Most people agree that Jamaican jerk sauce is actually African since the origins of jerk beef and jerk pork can be traced back to the pre-slavery days of the Cormantee hunters of West Africa. When the British invaded Jamaica in 1655 the Spanish colonists fled, leaving behind a large number of African slaves. Rather than be re-enslaved by the British, they escaped into Jamaica’s mountainous regions where they mixed in with the local Taínos.

Though Jamaican jerk sauce certainly was derived from African ancestry, it is something that was adapted and modified over hundreds of years as various cultures added their influence. From the start, changes had to be made since the Cormantee slaves found themselves in new surroundings on the island of Jamaica and were forced to use what was available to them.

As a result, there was naturally a departure from some of the original spices used in jerk and new ingredients were added or substituted as necessary. One new addition to the recipe was the Scotch bonnet pepper, which is largely responsible for the heat found in Caribbean jerks. The Scotch bonnet is one of the hottest chile peppers around with a heat level similar to the habanero pepper.

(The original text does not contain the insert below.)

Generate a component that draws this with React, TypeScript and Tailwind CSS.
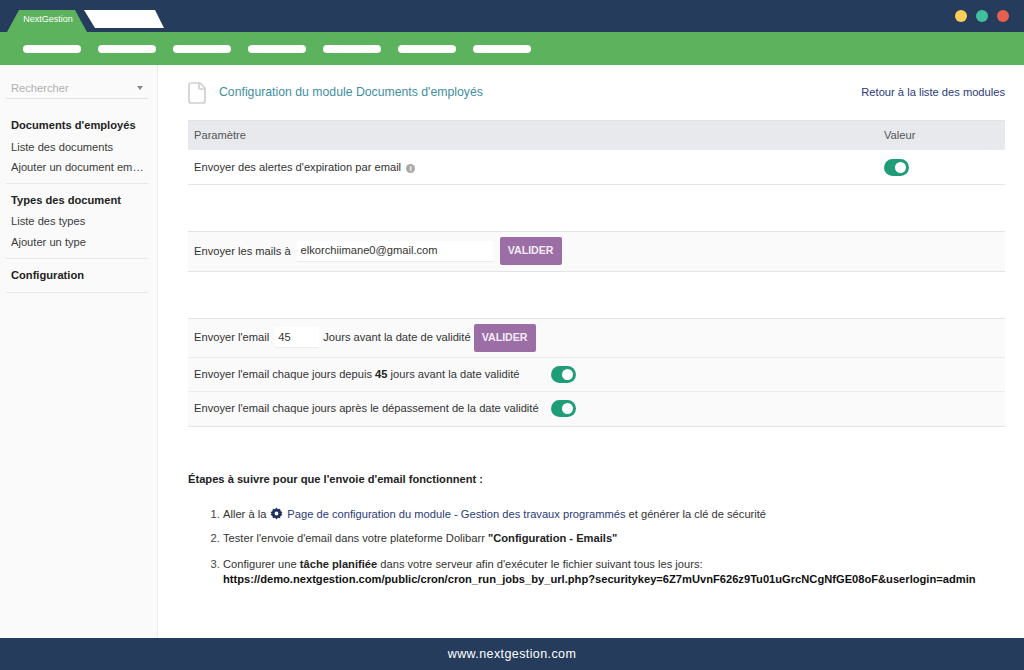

The cooking technique of jerking, as well as the results it produces, has evolved over time from using pit fires to old oil barrel halves as the container of choice. Around the 1960s, Caribbean entrepreneurs seeking to recreate the smoked pit flavor in an easier, more portable method came up with a solution to cut oil barrels lengthwise and attach hinges, drilling several ventilation holes for the smoke. These barrels are fired with charcoal, which enhances the spicy, smoky taste. Alternatively, when these cooking methods aren't available, other methods of meat smoking, including wood burning ovens, can be used to jerk meat. However, oil barrels are arguably one of the most popular cooking methods for making jerk in Jamaica. Most jerk in Jamaica is no longer cooked in the traditional method and is grilled over hardwood charcoal in a steel drum jerk pan.